4. Hadoop Related Projects Flashcards
Hive was originally developed by:
A) Google
B) Facebook
C) Apache Software Foundation
D) IBM
B) Facebook
Which of the following is NOT a characteristic of Hive?
A) It supports real-time data processing
B) It uses a SQL-like language called HiveQL
C) It is built on top of Hadoop
D) It is used for data warehousing
A) It supports real-time data processing
What is the main purpose of Spark?
A) To provide a more efficient alternative to MapReduce
B) To support online transaction processing
C) To manage Hadoop clusters
D) To store large datasets
A) To provide a more efficient alternative to MapReduce
Resilient Distributed Datasets (RDDs) in Spark are:
A) Mutable collections of data items
B) Fault-tolerant and can be operated on in parallel
C) Stored on disk by default
D) Only accessible in Scala
B) Fault-tolerant and can be operated on in parallel
Which of the following is an advantage of Spark over MapReduce?
A) Spark cannot handle large datasets
B) Spark writes intermediate results to disk
C) Spark can cache intermediate results in memory
D) Spark supports only batch processing
C) Spark can cache intermediate results in memory
In which language was Spark originally developed?
A) Java
B) Python
C) R
D) Scala
D) Scala
Which of the following is a limitation of HiveQL compared to ANSI SQL?
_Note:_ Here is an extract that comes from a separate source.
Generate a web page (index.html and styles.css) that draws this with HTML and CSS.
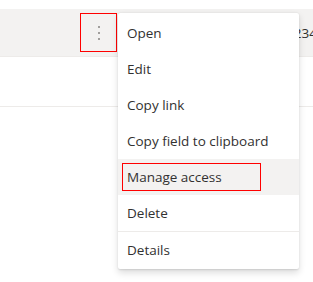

A) It supports “insert into” for existing tables
B) It does not support the equality operator in join predicates
C) It does not support “update” or “delete” operations
D) It is fully ANSI-compliant
C) It does not support “update” or “delete” operations
Spark’s ability to cache intermediate results in memory is particularly useful for:
A) Online transaction processing
B) Iterative algorithms
C) Long-term data storage
D) Reducing network traffic
B) Iterative algorithms
In Hive, which command is used to load data into a table?
A) INSERT INTO
B) LOAD DATA INPATH
C) UPDATE TABLE
D) SET DATA
B) LOAD DATA INPATH
Which of the following is NOT a feature of Spark’s RDDs?
A) They are mutable
B) They are distributed across the cluster
C) They are resilient
D) They can be cached in memory
A) They are mutable
Which of the following operations is an action in Spark?
A) map()
B) filter()
C) reduce()
D) flatMap()
C) reduce()
HiveQL supports which of the following operations?
A) Real-time processing
B) Transactional updates
C) Ad-hoc querying
D) In-memory computations
C) Ad-hoc querying
In Spark, an RDD can be created from:
A) Only HDFS files
B) Only local files
C) Both HDFS files and local files
D) Neither HDFS files nor local files
C) Both HDFS files and local files
Which of the following is a limitation of HiveQL?
A) It does not support JOIN operations
B) It cannot handle large datasets
C) It does not support “insert into” for existing tables
D) It requires data to be structured
C) It does not support “insert into” for existing tables
Spark’s ability to cache data in memory is beneficial for:
A) Long-term data storage
B) Real-time transaction processing
C) Iterative algorithms
D) Disk-based data processing
C) Iterative algorithms